There will be plenty of less mature true indies, or super indie labels with leaders locked into earnouts, where that is not an option. For them, and for much of the indie sector, the future is unclear.
“From office leases to payrolls, costs are being interogated with real rigour, and one very senior industry told me that now is time for companies to reassess their absolute fundamentals”
Glasgow’s Matchlight was another factual indie with a strong reputation to close, calling in the administrators in April, and it will surprise no-one if there are more casualties as we head into the second half of the year.
But there will be creative solutions too, to help indies roll with the punches.
From office leases to payrolls, costs are being interogated with real rigour, and one very senior industry told me that now is time for companies to reassess their absolute fundamentals – what they do, and why and how they do it.

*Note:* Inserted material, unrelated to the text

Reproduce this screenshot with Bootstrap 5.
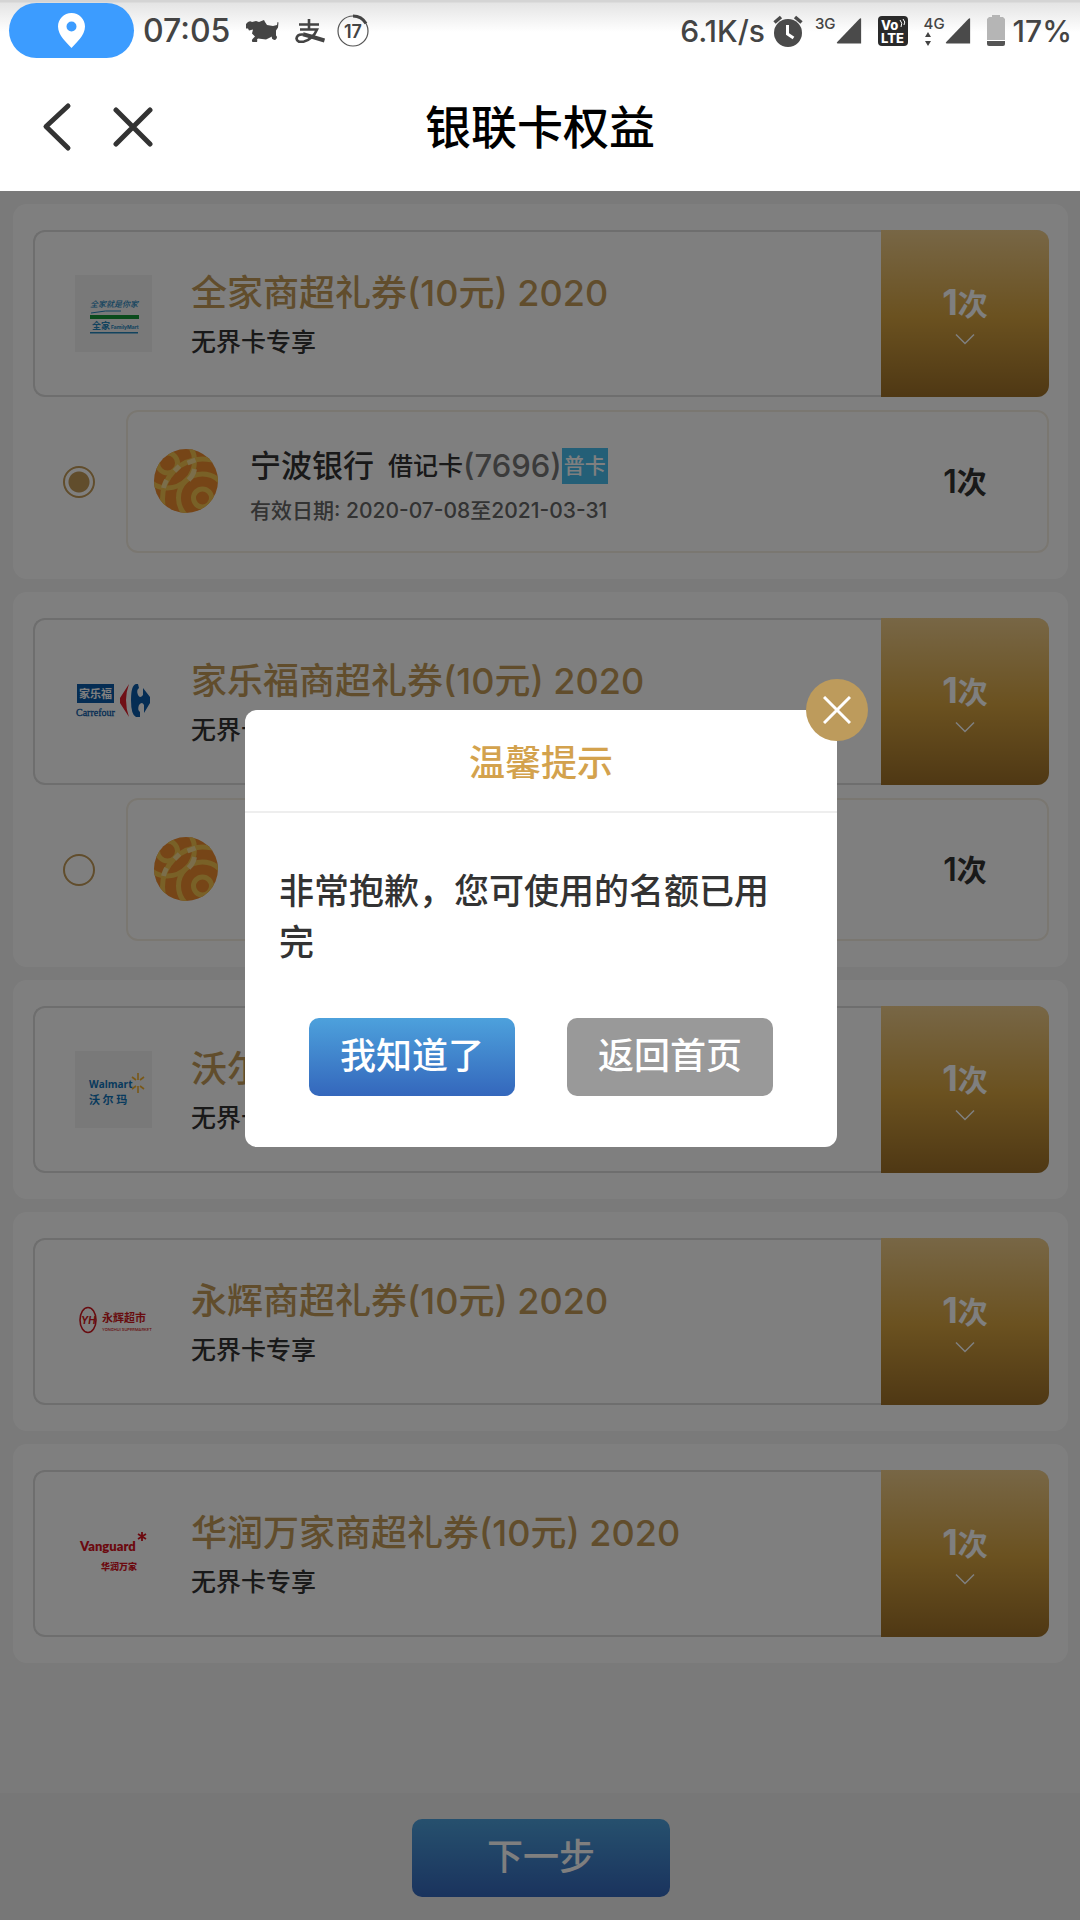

The solution to staying afloat may be found in these reviews, while for others they may prompt bold moves while others rein in their ambition. That could mean hire execs seeking new roles – good luck to all those at Wild, or acquiring or merging with companies looking for the security of investment.
The indie sector is truly resilient and isn’t about to be decimated – but it could very well emerge from 2020 in a very different shape.